Seventeen states and the District of Columbia are suing the Trump Administration over the Environmental Protection Agency’s recent rollback of auto emissions standards. The agency withdrew the regulations last month, which would have applied to light-duty vehicles of model years 2022 through 2025. The suit was filed Tuesday in a US Court of Appeals, according to The Hill.
According to California Attorney General Xavier Becerra, the move violated the Clean Air Act as well as the Administrative Procedures Act, which prohibits decisions that are “arbitrary, capricious” or “unsupported by substantial evidence.”
His office said the regulations were estimated to cut emissions equivalent to the annual output from 134 coal power plants in a year, and would have saved drivers $1,650 per vehicle annually.
The states contend that the agency failed to offer sufficient evidence to justify its rollback of the standards, and are bringing the case to the U.S. Court of Appeals for the D.C. Circuit.
According to a statement from Becerra:
“The evidence is irrefutable: today’s clean car standards are achievable, science-based and a boon for hardworking American families. But the EPA and Administrator Scott Pruitt refuse to do their job and enforce these standards.”
“Enough is enough. We’re not looking to pick a fight with the Trump administration, but when the stakes are this high for our families’ health and our economic prosperity, we have a responsibility to do what is necessary to defend them.”
Last month, the EPA argued that the standards were overly restrictive. A notice from the agency explained:
“Based on our review and analysis of the comments and information submitted, and EPA’s own analysis, the Administrator believes that the current GHG emission standards for MY 2022–2025 light-duty vehicles presents challenges for auto manufacturers due to feasibility and practicability, raises potential concerns related to automobile safety and results in significant additional costs on consumers, especially low-income consumers.”
States suing the administration include California, as well as Connecticut, Delaware, Illinois, Iowa, Maine, Maryland, Massachusetts, Minnesota, New Jersey, New York, Oregon, Pennsylvania, Rhode Island, Vermont, Virginia, Washington.

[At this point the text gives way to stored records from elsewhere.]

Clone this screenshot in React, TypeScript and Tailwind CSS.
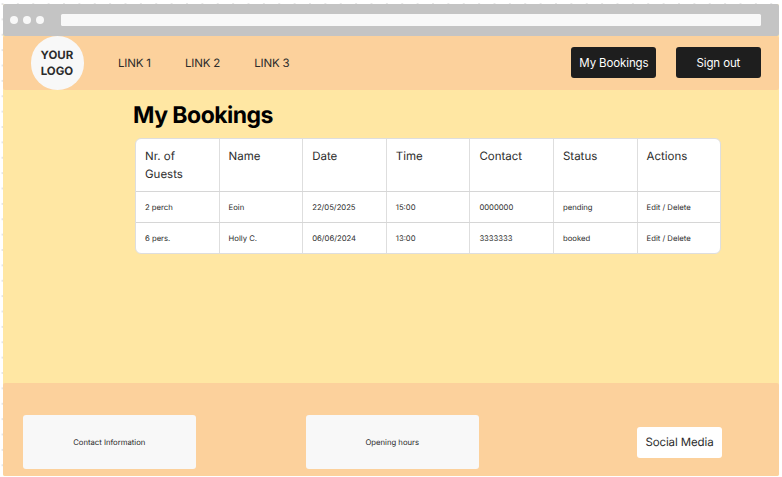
const columns = ['Nr. of Guests', 'Name', 'Date', 'Time', 'Contact', 'Status', 'Actions'];

const bookings = [
  ['2 perch', 'Eoin', '22/05/2025', '15:00', '0000000', 'pending', 'Edit / Delete'],
  ['6 pers.', 'Holly C.', '06/06/2024', '13:00', '3333333', 'booked', 'Edit / Delete'],
];

function BrowserBar() {
  return (
    <div className="flex h-8 shrink-0 items-center rounded-[2px] bg-[#c4c4c4] pl-[7px] pr-[18.5px]">
      <div className="flex gap-[5px]">
        <span className="size-2 rounded-full bg-[#f8f8f8]" />
        <span className="size-2 rounded-full bg-[#f8f8f8]" />
        <span className="size-2 rounded-full bg-[#f8f8f8]" />
      </div>
      <div className="ml-[17px] h-3 flex-1 rounded-[1.5px] bg-[#f8f8f8]" />
    </div>
  );
}

function Header() {
  return (
    <header className="flex h-[53.5px] shrink-0 items-center rounded-[2px] bg-[#fcd19c] pl-[27.6px] pr-[18.5px]">
      <div className="flex size-[53.6px] items-center justify-center rounded-full bg-[#f8f8f8] pr-px pt-[2px] text-center text-[11.5px] font-bold leading-[15.4px]">
        YOUR
        <br />
        LOGO
      </div>
      <nav className="ml-[33.8px] flex gap-[34.3px] pt-[2px] text-[11.5px] tracking-[-0.2px]">
        <a>LINK 1</a>
        <a>LINK 2</a>
        <a>LINK 3</a>
      </nav>
      <div className="ml-auto flex gap-[19.5px] text-[11.5px] tracking-[-0.12px] text-white">
        <button className="h-[31px] w-[85px] rounded-[3px] bg-[#1e1e1e] pt-[2px]">My Bookings</button>
        <button className="h-[31px] w-[85px] rounded-[3px] bg-[#1e1e1e] pt-[2px]">Sign out</button>
      </div>
    </header>
  );
}

function BookingsTable() {
  return (
    <div className="ml-[132px] mt-[8px] w-[586px] overflow-hidden rounded-[6px] border border-[#dedede] bg-white">
      <div className="grid h-[52.5px] grid-cols-[repeat(7,83.6px)] divide-x divide-[#dedede] text-[11.5px] leading-[17.5px]">
        {columns.map((name) => (
          <div key={name} className="pl-[9px] pr-6 pt-[9.5px]">
            {name}
          </div>
        ))}
      </div>
      {bookings.map((row) => (
        <div
          key={row[0]}
          className="grid h-[30.8px] grid-cols-[repeat(7,83.6px)] divide-x divide-[#dedede] border-t border-[#d6d6d6] text-[7.7px]"
        >
          {row.map((value, i) => (
            <div key={i} className="flex items-center whitespace-nowrap pl-[9px] pt-[1.2px]">
              {value}
            </div>
          ))}
        </div>
      ))}
    </div>
  );
}

function Footer() {
  return (
    <footer className="flex h-[93.5px] shrink-0 items-start rounded-[2px] bg-[#fcd19c] pl-5 pt-[32.5px]">
      <div className="flex h-[54px] w-[172.5px] items-center justify-center rounded-[3px] bg-[#f8f8f8] pt-[1.5px] text-[7.7px]">
        Contact Information
      </div>
      <div className="ml-[110.5px] flex h-[54px] w-[172.5px] items-center justify-center rounded-[3px] bg-[#f8f8f8] pt-[1.5px] text-[7.7px]">
        Opening hours
      </div>
      <div className="ml-[158.5px] mt-[11.5px] flex h-[31px] w-[85px] items-center justify-center rounded-[3px] bg-white pt-[2px] text-[11.5px] tracking-[-0.12px]">
        Social Media
      </div>
    </footer>
  );
}

export default function App() {
  return (
    <div className="h-[477px] w-[782px] overflow-hidden bg-white bg-[radial-gradient(circle_at_center,#e2e2e2_0.6px,transparent_1.2px)] bg-[length:15.38px_15.38px] bg-[position:-5.2px_-3.7px] pl-[3px] pt-1 font-['Inter',sans-serif] text-[#2b2b2b] [text-rendering:geometricPrecision]">
      <div className="flex h-[472px] w-[776.4px] flex-col rounded-[2px] bg-[#ffe7a3]">
        <BrowserBar />
        <Header />
        <main className="flex-1 pt-[10px]">
          <h1 className="ml-[130px] text-[23px] font-bold leading-[30px] tracking-[-0.53px] text-black">My Bookings</h1>
          <BookingsTable />
        </main>
        <Footer />
      </div>
    </div>
  );
}
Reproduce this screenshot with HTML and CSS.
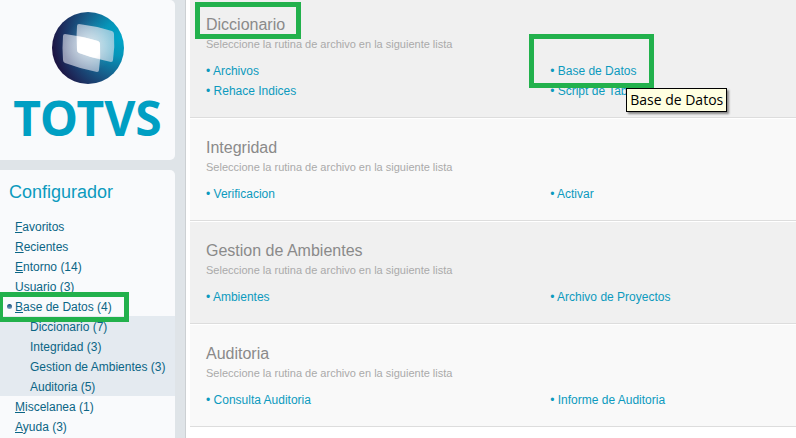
FILE: index.html
```html
<!DOCTYPE html>
<html lang="es">
<head>
    <meta charset="UTF-8">
    <meta name="viewport" content="width=device-width, initial-scale=1.0">
    <title>TOTVS Configurador</title>
    <link rel="stylesheet" href="styles.css">
</head>
<body>
    <!-- Sidebar -->
    <aside class="sidebar">
        <div class="card logo">
            <svg class="logo-mark" viewBox="0 0 72 72" aria-hidden="true">
                <defs>
                    <radialGradient id="ball" cx="0.96" cy="0.36" r="1">
                        <stop offset="0" stop-color="#00a5c8"/>
                        <stop offset="0.25" stop-color="#0595b9"/>
                        <stop offset="0.55" stop-color="#175f8c"/>
                        <stop offset="0.8" stop-color="#1c3263"/>
                        <stop offset="1" stop-color="#1d0e3c"/>
                    </radialGradient>
                    <radialGradient id="halo" gradientUnits="userSpaceOnUse" cx="37" cy="34" r="26">
                        <stop offset="0" stop-color="#fff" stop-opacity="0.9"/>
                        <stop offset="1" stop-color="#fff" stop-opacity="0"/>
                    </radialGradient>
                    <radialGradient id="glow" gradientUnits="userSpaceOnUse" cx="37" cy="35" r="19">
                        <stop offset="0.6" stop-color="#fff"/>
                        <stop offset="1" stop-color="#fff" stop-opacity="0.3"/>
                    </radialGradient>
                </defs>
                <circle cx="36" cy="36" r="36" fill="url(#ball)"/>
                <circle cx="37" cy="34" r="26" fill="url(#halo)" opacity="0.2"/>
                <g fill="#e2e2ee" fill-opacity="0.62">
                    <path d="M27 12Q44 14 60 19Q62 20 62 22Q63 35 61 48Q61 50 59 50Q43 47 27 41Q25 40 25 38Q24 26 25 14Q25 12 27 12Z"/>
                    <path d="M13 22Q30 24 46 29Q48 30 48 32Q49 45 47 58Q47 60 45 60Q29 57 13 51Q11 50 11 48Q10 36 11 24Q11 22 13 22Z"/>
                </g>
                <g fill="url(#halo)" opacity="0.7">
                    <path d="M27 12Q44 14 60 19Q62 20 62 22Q63 35 61 48Q61 50 59 50Q43 47 27 41Q25 40 25 38Q24 26 25 14Q25 12 27 12Z"/>
                    <path d="M13 22Q30 24 46 29Q48 30 48 32Q49 45 47 58Q47 60 45 60Q29 57 13 51Q11 50 11 48Q10 36 11 24Q11 22 13 22Z"/>
                </g>
                <path d="M25 24Q36 26 46 29Q48 30 48 32L48 47Q37 45 27 41Q25 40 25 38Z" fill="url(#glow)"/>
            </svg>
            <div class="logo-text">TOTVS</div>
        </div>

        <nav class="card menu">
            <h1>Configurador</h1>
            <ul>
                <li><a href="#"><u>F</u>avoritos</a></li>
                <li><a href="#"><u>R</u>ecientes</a></li>
                <li><a href="#"><u>E</u>ntorno (14)</a></li>
                <li><a href="#"><u>U</u>suario (3)</a></li>
                <li class="active"><a href="#"><u>B</u>ase de Datos (4)</a>
                    <ul class="submenu">
                        <li><a href="#">Diccionario (7)</a></li>
                        <li><a href="#">Integridad (3)</a></li>
                        <li><a href="#">Gestion de Ambientes (3)</a></li>
                        <li><a href="#">Auditoria (5)</a></li>
                    </ul>
                </li>
                <li><a href="#"><u>M</u>iscelanea (1)</a></li>
                <li><a href="#"><u>A</u>yuda (3)</a></li>
            </ul>
        </nav>
    </aside>

    <!-- Routines -->
    <main class="content">
        <section class="group">
            <h2><span class="mark mark-title">Diccionario</span></h2>
            <p>Seleccione la rutina de archivo en la siguiente lista</p>
            <ul class="links">
                <li><a href="#">Archivos</a></li>
                <li><span class="mark mark-link"><a href="#">Base de Datos</a><span class="tooltip" role="tooltip">Base de Datos</span></span></li>
                <li><a href="#">Rehace Indices</a></li>
                <li><a href="#">Script de Tablas</a></li>
            </ul>
        </section>

        <section class="group">
            <h2>Integridad</h2>
            <p>Seleccione la rutina de archivo en la siguiente lista</p>
            <ul class="links">
                <li><a href="#">Verificacion</a></li>
                <li><a href="#">Activar</a></li>
            </ul>
        </section>

        <section class="group">
            <h2>Gestion de Ambientes</h2>
            <p>Seleccione la rutina de archivo en la siguiente lista</p>
            <ul class="links">
                <li><a href="#">Ambientes</a></li>
                <li><a href="#">Archivo de Proyectos</a></li>
            </ul>
        </section>

        <section class="group">
            <h2>Auditoria</h2>
            <p>Seleccione la rutina de archivo en la siguiente lista</p>
            <ul class="links">
                <li><a href="#">Consulta Auditoria</a></li>
                <li><a href="#">Informe de Auditoria</a></li>
            </ul>
        </section>
    </main>
</body>
</html>
```
FILE: styles.css
```css
*, *::before, *::after {
    box-sizing: border-box;
}
body {
    display: flex;
    min-height: 100vh;
    margin: 0;
    background: #fff;
    font-family: "Liberation Sans", Arial, sans-serif;
    font-size: 12px;
    line-height: 20px;
}
h1, h2, p, ul {
    margin: 0;
    padding: 0;
    font-weight: normal;
}
ul {
    list-style: none;
}
a {
    color: #0c9abe;
    text-decoration: none;
}

/* Sidebar */
.sidebar {
    display: flex;
    flex-direction: column;
    flex: none;
    gap: 10px;
    width: 186px;
    padding-right: 10px;
    background: #dfe4e8;
    border-right: 1px solid #ccd0d3;
}
.card {
    background: #f9fafc;
    border-radius: 0 5px 5px 0;
}
.logo {
    display: flex;
    flex-direction: column;
    align-items: center;
    padding: 12px 0 16px;
}
.logo-mark {
    width: 72px;
    height: 72px;
}
.logo-text {
    height: 60px;
    color: #009fc3;
    font-family: "Noto Sans", sans-serif;
    font-size: 48px;
    font-weight: bold;
    line-height: 68px;
}
.menu {
    flex: 1;
    border-bottom-right-radius: 0;
}
.menu h1 {
    padding: 8px 9px 10px;
    color: #0c9abe;
    font-size: 18px;
    line-height: 28px;
}
.menu a {
    display: block;
    padding: 2px 0 0 15px;
    color: #0b6585;
    line-height: 18px;
}
.menu .submenu {
    background: #e4eaf0;
}
.menu .submenu a {
    padding-left: 30px;
}
.active {
    position: relative;
}
.active::before {
    content: "";
    position: absolute;
    top: 8px;
    left: 7px;
    width: 5px;
    height: 5px;
    border-radius: 50%;
    background: linear-gradient(#0b4a78, #7f9fbe);
}

/* Highlight frames */
.active::after,
.mark::after {
    content: "";
    position: absolute;
    border: 5px solid #22b14c;
    pointer-events: none;
}
.active::after {
    top: -4px;
    left: -2px;
    width: 131px;
    height: 30px;
}
.mark {
    display: inline-block;
    position: relative;
}
.mark-title::after {
    inset: -13px -16px -4px -11px;
}
.mark-link::after {
    inset: -27px -18px -7px -21px;
}

/* Routines */
.content {
    flex: 1;
    min-width: 0;
    margin-left: 4px;
}
.group {
    padding: 19px 0 16px 16px;
    background: #f9f9f9;
    border-top: 1px solid #fff;
    border-bottom: 1px solid #ddd;
}
.group:nth-child(odd) {
    background: #f0f0f0;
}
.group:first-child {
    padding-top: 15px;
    border-top: 0;
}
.group h2 {
    color: #8a8a8a;
    font-size: 16px;
    line-height: 20px;
}
.group p {
    padding-bottom: 8px;
    color: #aaa;
    font-size: 11px;
    line-height: 18px;
}
.links {
    display: grid;
    grid-template-columns: 7fr 5fr;
}
.links a::before {
    content: "• ";
}
.tooltip {
    position: absolute;
    top: 27px;
    left: 76px;
    z-index: 1;
    padding: 1px 3px;
    border: 1px solid #000;
    background: #ffffe1;
    box-shadow: 2px 2px 2px #888;
    color: #000;
    font-family: "Open Sans", sans-serif;
    font-size: 14px;
    white-space: nowrap;
}
```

California Senator Dianne Feinstein, ranking member of the Senate Judiciary Committee, made a statement in support of the lawsuit, arguing that a thorough technical analysis had showed the standards were working effectively, at a reduced cost for manufacturers. According to her statement:
“The Trump administration cannot ignore the science and the law. If the administration continues down this path to weaken the fuel economy standards set in conjunction with California, they’ll be inviting additional lawsuits…there simply is no acceptable justification for throwing the analysis out in order to roll back the standards.”